▶ _Brief_
Look for "this" in each line of the entries, and return the matching lines.

▶ _Source data_
__________

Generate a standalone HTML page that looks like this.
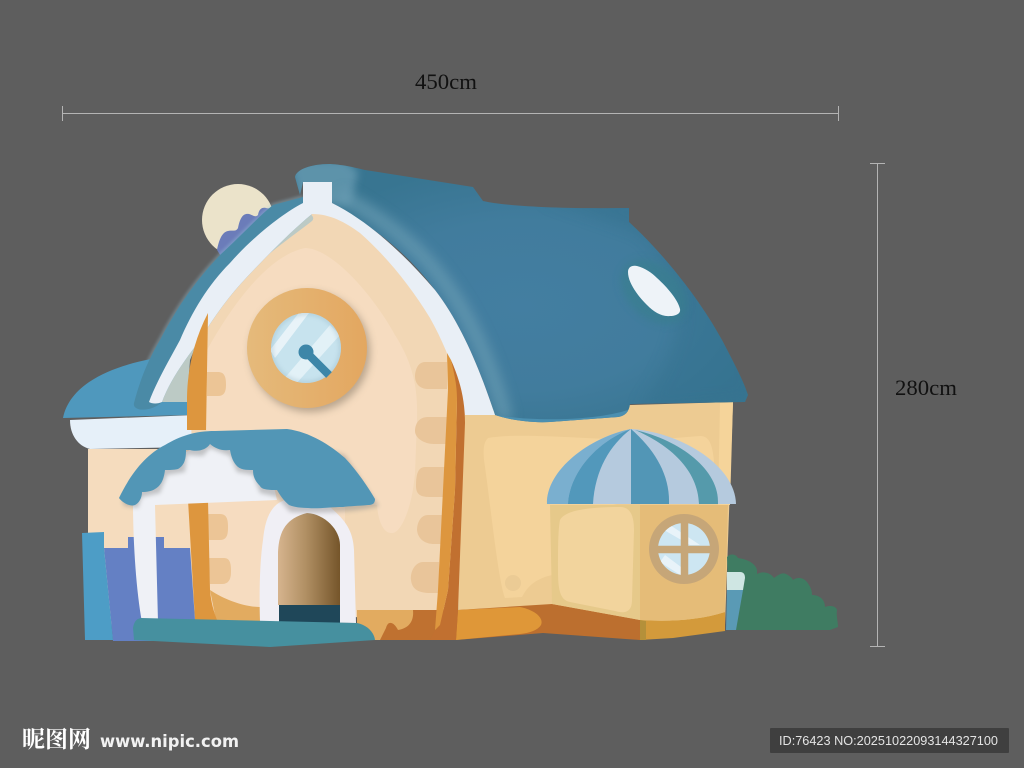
<!DOCTYPE html>
<html>
<head>
<meta charset="utf-8">
<title>House</title>
<style>
html,body{margin:0;padding:0;background:#5e5e5e;width:1024px;height:768px;overflow:hidden}
svg{display:block}
</style>
</head>
<body>
<svg width="1024" height="768" viewBox="0 0 1024 768" xmlns="http://www.w3.org/2000/svg">
<defs>
<filter id="b1" x="-20%" y="-20%" width="140%" height="140%"><feGaussianBlur stdDeviation="1.5"/></filter>
<filter id="b2" x="-20%" y="-20%" width="140%" height="140%"><feGaussianBlur stdDeviation="2"/></filter>
<filter id="b4" x="-20%" y="-20%" width="140%" height="140%"><feGaussianBlur stdDeviation="4"/></filter>
<filter id="b6" x="-30%" y="-30%" width="160%" height="160%"><feGaussianBlur stdDeviation="6"/></filter>
<filter id="b8" x="-30%" y="-30%" width="160%" height="160%"><feGaussianBlur stdDeviation="8"/></filter>
<linearGradient id="door" x1="0" x2="1" y1="0" y2="0"><stop offset="0" stop-color="#d6b48e"/><stop offset=".45" stop-color="#b08f63"/><stop offset="1" stop-color="#75552a"/></linearGradient>
<linearGradient id="ring" x1="0" x2="1" y1="0" y2="0"><stop offset="0" stop-color="#e5ba7b"/><stop offset="1" stop-color="#e3a760"/></linearGradient>
<radialGradient id="roof" cx=".5" cy=".55" r=".55"><stop offset="0" stop-color="#437ea1"/><stop offset=".6" stop-color="#417c9d"/><stop offset="1" stop-color="#387591"/></radialGradient>
<clipPath id="glass"><circle cx="306" cy="348" r="35"/></clipPath>
<clipPath id="roofclip"><path id="rp" d="M295,177 C296,170 310,164 330,164 C345,165 352,167 365,170 L473,187 L483,201 C510,207 570,209 629,208 L629,222 C665,255 700,300 722,340 C735,365 743,380 748,395 L745,402 L630,404 C629,412 625,416 618,417 L550,422 C530,423 510,420 495,415 C480,370 462,325 435,290 C405,250 370,225 332,203 L332,182 L303,182 L300,195 Z"/></clipPath>
<clipPath id="wc"><circle cx="684" cy="549" r="26"/></clipPath>
</defs>

<rect width="1024" height="768" fill="#5e5e5e"/>

<!-- dimension lines -->
<g stroke="#b4b4b4" stroke-width="1" fill="none">
<path d="M62.5,106V121M838.5,106V121M62,113.5H838"/>
<path d="M870,163.5H885M870,646.5H885M877.5,164V646"/>
</g>
<text x="415" y="89" font-family="Liberation Serif, serif" font-size="22" fill="#111" textLength="62" lengthAdjust="spacingAndGlyphs">450cm</text>
<text x="895" y="395" font-family="Liberation Serif, serif" font-size="22" fill="#111" textLength="62" lengthAdjust="spacingAndGlyphs">280cm</text>

<!-- moon -->
<circle cx="238" cy="220" r="36" fill="#ebe3ca"/>
<path d="M217,250 C219,240 222,232 228,231 C233,230 236,232 238,228 C240,218 243,213 249,214 C253,215 255,218 258,215 C259,209 262,207 266,208 C269,209 272,208 275,205 L278,212 L222,258 Z" fill="#6b7cb9"/>

<!-- glow -->
<path d="M134,403 C140,380 148,360 160,340 C178,305 198,278 220,255 C240,237 258,217 273,205 L303,197" fill="none" stroke="#9cc9de" stroke-width="3" opacity=".45" filter="url(#b1)"/>

<!-- left small roof -->
<path d="M151,359 C110,367 70,384 63,418 L190,415 L190,400 L140,400 Z" fill="#4f98bd"/>
<path d="M70,420 L195,415 L195,447 L90,449 C78,446 70,435 70,420 Z" fill="#e6f0f9"/>

<!-- left wall -->
<rect x="88" y="449" width="180" height="176" fill="#f5dcbe"/>

<!-- right wall -->
<path d="M460,410 L733,402 L725,625 L458,625 Z" fill="#edcb92"/>
<path d="M720,403 L733,402 L730,505 L718,505 Z" fill="#f5d49a"/>
<path d="M488,438 C520,432 590,440 650,440 L700,436 C712,436 714,450 715,480 L552,520 L552,575 C530,580 525,592 522,597 L505,598 C498,580 490,500 484,460 C483,448 484,442 488,438 Z" fill="#f4d39b"/>
<circle cx="513" cy="583" r="8" fill="#ebcb95"/>

<!-- gable wall -->
<path d="M310,208 C350,212 410,255 440,300 C455,335 466,385 465,415 L458,612 L200,625 L190,400 L208,315 Z" fill="#f2d7b5"/>
<path d="M305,248 C330,248 370,290 395,335 C412,362 418,385 417,420 L415,473 C412,510 400,535 391,533 C383,533 378,520 377,505 L345,505 L345,620 L205,620 L207,350 C235,300 270,255 305,248 Z" fill="#f6dcc0"/>
<path d="M308,214 C312,214 315,218 312,221 C290,238 270,252 263,260 C240,280 222,300 208,317 L190,360 L187,402 L155,402 C165,370 190,320 210,295 C240,260 275,235 308,214 Z" fill="#bccac5"/>

<!-- floor -->
<path d="M357,610 L460,610 L458,640 L357,640 Z" fill="#bf7130"/>
<path d="M357,610 L413,610 C414,620 410,628 398,630 C394,622 388,620 386,628 L380,640 L357,640 Z" fill="#e2ab60"/>
<path d="M210,590 C225,600 245,607 260,607 L260,625 L217,625 Z" fill="#e2ab60"/>
<path d="M456,640 L458,610 L552,604 L640,620 L640,640 L543,633 Z" fill="#bc6f2f"/>
<path d="M456,640 L458,610 L520,607 C535,610 544,618 541,625 C538,630 530,633 520,634 Z" fill="#df9738"/>
<path d="M640,620 C670,622 700,620 725,612 L725,631 L673,638 L640,640 Z" fill="#d39a3b"/>
<path d="M640,620 L646,621 L646,640 L640,640 Z" fill="#b4903a"/>

<!-- bricks -->
<g fill="#ecc596">
<path d="M207,372 H218 C225,372 226,378 226,385 C226,392 224,396 218,396 H207 Z"/>
<path d="M207,514 H220 C228,514 228,522 228,528 C228,536 226,540 220,540 H208 Z"/>
<path d="M209,558 H224 C231,558 231,566 231,572 C231,580 228,584 222,584 H210 Z"/>
</g>
<g fill="#e9c59a">
<path d="M447,362 H425 C417,362 415,372 415,376 C415,384 420,389 428,389 H447 Z"/>
<path d="M448,417 H428 C418,417 415,425 415,431 C415,438 424,444 434,444 H447 Z"/>
<path d="M445,467 H425 C417,467 416,477 416,486 C416,497 424,497 432,497 H444 Z"/>
<path d="M442,515 H428 C420,515 417,524 417,530 C418,540 426,544 434,544 H442 Z"/>
<path d="M439,562 H423 C415,562 410,572 411,580 C412,590 420,593 430,593 H439 Z"/>
</g>

<!-- roof -->
<use href="#rp" fill="url(#roof)"/>
<g clip-path="url(#roofclip)">
<path d="M290,160 L345,160 L358,172 L350,205 L300,205 Z" fill="#5d93aa" filter="url(#b4)"/>
<path d="M340,195 C375,215 400,232 428,262 C468,308 490,360 506,420" fill="none" stroke="#6a9db3" stroke-width="14" opacity=".75" filter="url(#b6)"/>
<path d="M540,195 L760,210 L750,400 L640,410 Q720,300 640,230 Z" fill="#357290" opacity=".5" filter="url(#b8)"/>
<path d="M480,412 C520,422 590,422 628,410 L628,425 L480,425 Z" fill="#4b8fb0"/>
<ellipse cx="654" cy="292" rx="38" ry="26" transform="rotate(42 654 292)" fill="#377f8c" opacity=".6" filter="url(#b4)"/>
</g>
<path d="M628,272 C628,267 632,265 637,266 C645,268 652,273 657,278 C668,288 678,300 680,309 C681,314 675,316 670,316 C662,317 654,312 647,305 C640,298 628,284 628,272 Z" fill="#eef3f8"/>

<!-- roof left band -->
<path d="M134,403 C140,380 148,360 160,340 C178,305 198,278 220,255 C240,237 258,217 273,205 L303,197 L312,214 C290,232 265,258 247,277 C230,295 215,315 200,340 C185,360 170,380 162,402 C152,412 132,412 134,403 Z" fill="#4a8aa6"/>

<!-- white arch -->
<path d="M303,182 H332 V203 C370,222 405,255 435,290 C462,325 480,370 495,415 L465,415 C460,385 448,350 430,318 C410,285 385,255 360,233 C345,222 330,214 312,214 C290,232 265,258 247,277 C230,295 215,315 200,340 C185,360 170,380 162,402 C158,404 152,404 149,402 C155,385 168,362 180,340 C192,312 208,285 230,263 C250,240 280,215 303,203 Z" fill="#e9eff6"/>

<!-- left beam -->
<path d="M208,313 L206,430 L187,430 L187,400 C187,370 194,340 208,313 Z" fill="#dd963e"/>
<path d="M188,500 L208,500 L210,590 C211,603 214,612 217,620 L195,620 Z" fill="#dd963e"/>

<!-- right beam -->
<path d="M451,360 C460,380 465,400 465,423 L458,610 L456,640 L430,640 L435,630 L440,625 L448,590 L455,490 L457,400 Z" fill="#c17030"/>
<path d="M447,353 L451,360 C456,380 457,390 457,400 L455,490 L448,590 L440,625 L435,630 L438,590 L443,490 L448,390 Z" fill="#dd963e"/>

<!-- clock -->
<circle cx="310" cy="352" r="60" fill="#7a6d5c" opacity=".5" filter="url(#b4)"/>
<circle cx="307" cy="348" r="60" fill="url(#ring)"/>
<circle cx="306" cy="348" r="35" fill="#c7e3ee"/>
<g clip-path="url(#glass)">
<path d="M270,350 L305,305 L315,305 L275,358 Z" fill="#e8f3f8"/>
<path d="M283,380 L330,325 L340,335 L295,385 Z" fill="#e2f1f7"/>
<circle cx="306" cy="348" r="35" fill="none" stroke="#8fb0c0" stroke-width="3" opacity=".5" filter="url(#b2)"/>
</g>
<path d="M306,352 L329,375" stroke="#3d86a8" stroke-width="8"/>
<circle cx="306" cy="352" r="7.5" fill="#3d86a8"/>

<!-- fence / blue -->
<path d="M104,548 H128 V537 H133 L157,537 H164 V548 H190 L195,620 L196,641 H113 Z" fill="#6480c4"/>
<path d="M82,533 L104,532 L104,548 L113,640 L85,640 Z" fill="#4d9dc6"/>

<!-- awning white + pillar -->
<path d="M133,503 L150,470 L210,440 L270,470 L277,500 L155,505 L158,622 H142 C136,590 133,540 133,503 Z" fill="#eff1f6"/>

<!-- door frame -->
<path d="M260,622 C259,590 260,560 263,540 C265,520 270,505 285,500 L330,507 C345,520 353,530 354,550 L356,623 Z" fill="#f0eff5"/>
<path d="M278,605 L278,552 C279,530 287,518 307,513 C325,514 340,530 340,545 L340,605 Z" fill="url(#door)"/>
<rect x="279" y="605" width="61" height="18" fill="#1f4759"/>

<!-- awning -->
<path d="M124,506 L122,500 L155,455 L210,438 L287,436 L345,455 L379,506 C360,512 320,514 290,512 L277,497 L260,493 L253,475 L237,472 L230,456 L210,448 L203,456 L187,455 L185,472 L167,475 L160,493 L142,497 L138,508 Z" fill="#8a8a8a" opacity=".45" filter="url(#b2)"/>
<path d="M119,498 C130,475 145,455 165,445 C180,436 195,431 215,431 L287,429 C310,432 330,445 345,458 C358,472 368,487 375,499 C375,504 372,505 368,505 C358,506 350,506 343,507 C330,507 318,509 308,508 C298,508 291,506 289,505 C283,500 280,495 277,490 C270,490 262,490 260,486 C254,480 253,475 253,470 C246,470 240,470 236,465 C232,460 231,455 230,450 C222,451 216,449 210,444 C206,450 198,452 190,450 L186,450 C186,458 185,465 178,469 C173,470 170,470 165,470 C164,478 162,485 155,489 C152,491 147,492 142,492 C142,498 139,503 135,505 C130,507 123,503 119,498 Z" fill="#5296b6"/>

<!-- ground strip -->
<path d="M134,640 L133,628 C134,622 136,619 141,618 L357,623 C367,625 374,632 375,640 L270,647 Z" fill="#46909f"/>

<!-- bay window -->
<path d="M550,505 H640 V620 L552,604 Z" fill="#e6c98a"/>
<path d="M560,520 C565,510 590,507 620,507 C630,507 634,515 634,530 L632,600 C632,612 625,614 615,611 L570,602 C560,600 558,590 558,570 C558,550 558,530 560,520 Z" fill="#f2d49d"/>
<path d="M640,505 H728 L725,612 C700,620 670,622 640,620 Z" fill="#e5bc78"/>
<circle cx="684" cy="549" r="35" fill="#c6a678"/>
<circle cx="684" cy="549" r="26" fill="#cde6f2"/>
<g clip-path="url(#wc)">
<path d="M670,525 L700,545 L690,545 L664,530 Z" fill="#e8f3f9"/>
<path d="M665,555 L685,570 L685,578 L660,562 Z" fill="#e8f3f9"/>
</g>
<path d="M684.5,520 V578 M656,549.5 H713" stroke="#c6a678" stroke-width="7.5"/>

<!-- dome -->
<path d="M547,504 C546,470 590,437 631,429 C680,432 735,465 736,504 Z" fill="#b5cade"/>
<path d="M547,504 C546,470 590,437 631,429 C600,440 570,470 568,504 Z" fill="#7aafcf"/>
<path d="M568,504 C570,470 600,440 631,429 C610,445 595,470 593,504 Z" fill="#5298bb"/>
<path d="M631,429 C655,450 670,475 669,504 L631,504 Z" fill="#5296b6"/>
<path d="M635,430 C680,440 720,470 718,504 H699 C698,470 670,445 635,430 Z" fill="#559aab"/>

<!-- bush and pot -->
<path d="M727,557 C730,553 736,554 738,558 C745,559 755,562 757,570 L757,574 C762,571 770,572 774,578 C778,575 782,572 786,574 C790,576 792,578 793,580 C797,577 803,577 807,582 C810,586 812,590 812,595 C820,595 825,600 825,607 C830,605 836,606 837,610 C836,615 838,622 838,627 L830,630 H730 Z" fill="#3f7c62"/>
<path d="M727,572 H740 C744,572 745,575 745,578 L743,590 H727 Z" fill="#cfe6e3"/>
<path d="M727,590 H743 L736,630 H726 Z" fill="#5a9ab5"/>

<!-- watermark -->
<text x="22" y="747" font-family="Noto Serif CJK SC, serif" font-weight="700" font-size="23" fill="#fff" textLength="69" lengthAdjust="spacingAndGlyphs">昵图网</text>
<text x="100" y="747" font-family="DejaVu Sans, sans-serif" font-weight="700" font-size="17" fill="#f2f2f2" textLength="139" lengthAdjust="spacingAndGlyphs">www.nipic.com</text>
<rect x="770" y="728" width="239" height="25" rx="1" fill="#3f3f3f"/>
<text x="779" y="745" font-family="Liberation Sans, sans-serif" font-size="13" fill="#e4e4e4" textLength="219" lengthAdjust="spacingAndGlyphs">ID:76423 NO:20251022093144327100</text>
</svg>
</body>
</html>
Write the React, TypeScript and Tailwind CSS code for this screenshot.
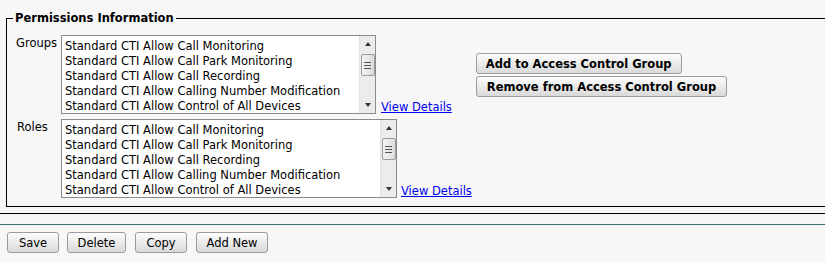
import React from "react";

const items = [
  "Standard CTI Allow Call Monitoring",
  "Standard CTI Allow Call Park Monitoring",
  "Standard CTI Allow Call Recording",
  "Standard CTI Allow Calling Number Modification",
  "Standard CTI Allow Control of All Devices",
];

const font = { fontFamily: "'DejaVu Sans', Verdana, sans-serif" };

function ScrollBar() {
  return (
    <div className="flex h-full w-[16px] flex-col items-center bg-[#ececec] border-l border-[#e2e2e2]">
      <div className="flex h-[16px] w-full items-center justify-center">
        <div className="h-0 w-0 border-x-[3.5px] border-b-[4px] border-x-transparent border-b-[#333]" />
      </div>
      <div className="mt-[2px] flex h-[22px] w-[14px] flex-col items-center justify-center gap-[2px] rounded-[2px] border border-[#9a9a9a] bg-gradient-to-r from-[#f4f4f4] to-[#dcdcdc]">
        <div className="h-px w-[7px] bg-[#555]" />
        <div className="h-px w-[7px] bg-[#555]" />
        <div className="h-px w-[7px] bg-[#555]" />
      </div>
      <div className="flex-1" />
      <div className="flex h-[16px] w-full items-center justify-center">
        <div className="h-0 w-0 border-x-[3.5px] border-t-[4px] border-x-transparent border-t-[#333]" />
      </div>
    </div>
  );
}

function ListBox({ width }: { width: string }) {
  return (
    <div className={`flex h-[79px] ${width} border border-[#8b8b8b] bg-white`}>
      <div className="flex-1 overflow-hidden whitespace-nowrap pl-[3px] pt-[3px] text-[11.5px] leading-[15px] text-black">
        {items.map((t) => (
          <div key={t}>{t}</div>
        ))}
      </div>
      <ScrollBar />
    </div>
  );
}

function Btn({ children, bold, cls }: { children: React.ReactNode; bold?: boolean; cls: string }) {
  return (
    <button
      className={`h-[21px] rounded-[3px] border border-[#9c9c9c] bg-gradient-to-b from-[#fdfdfd] to-[#d9d9d9] ${cls} text-[11.5px] leading-[18px] text-black whitespace-nowrap ${bold ? "font-bold" : ""}`}
      style={font}
    >
      {children}
    </button>
  );
}

export default function App() {
  return (
    <div className="h-[262px] w-[825px] overflow-hidden bg-[#f7f7f7]" style={font}>
      <fieldset className="ml-[6px] mt-[11px] w-[830px] border border-black pb-[8px] pl-[9px]">
        <legend className="-ml-[3px] px-[2px] text-[11.5px] font-bold leading-[14px] text-black">
          Permissions Information
        </legend>
        <div className="mt-[10px] flex">
          <div className="w-[45px] pt-[1px] text-[11.5px] leading-[14px]">Groups</div>
          <ListBox width="w-[315px]" />
          <a className="ml-[5px] self-end text-[11.5px] leading-[14px] text-[#0000ee] underline" href="#">
            View Details
          </a>
          <div className="ml-[24px] mt-[18px] flex flex-col items-start gap-[2px]">
            <Btn bold cls="px-[9px]">Add to Access Control Group</Btn>
            <Btn bold cls="px-[10px]">Remove from Access Control Group</Btn>
          </div>
        </div>
        <div className="mt-[5px] flex">
          <div className="w-[45px] pl-[1px] pt-[1px] text-[11.5px] leading-[14px]">Roles</div>
          <ListBox width="w-[336px]" />
          <a className="ml-[4px] self-end text-[11.5px] leading-[14px] text-[#0000ee] underline" href="#">
            View Details
          </a>
        </div>
      </fieldset>
      <div className="mt-[6px] h-px w-full bg-black" />
      <div className="mt-[10px] h-px w-full bg-[#3f6f6f]" />
      <div className="ml-[7px] mt-[7px] flex">
        <Btn cls="w-[52px]">Save</Btn>
        <Btn cls="ml-[8px] w-[59px]">Delete</Btn>
        <Btn cls="ml-[9px] w-[52px]">Copy</Btn>
        <Btn cls="ml-[9px] w-[72px]">Add New</Btn>
      </div>
    </div>
  );
}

__________

▶ _Task result_
Generate a standalone HTML page that looks like this.
Write the React, TypeScript and Tailwind CSS code for this screenshot.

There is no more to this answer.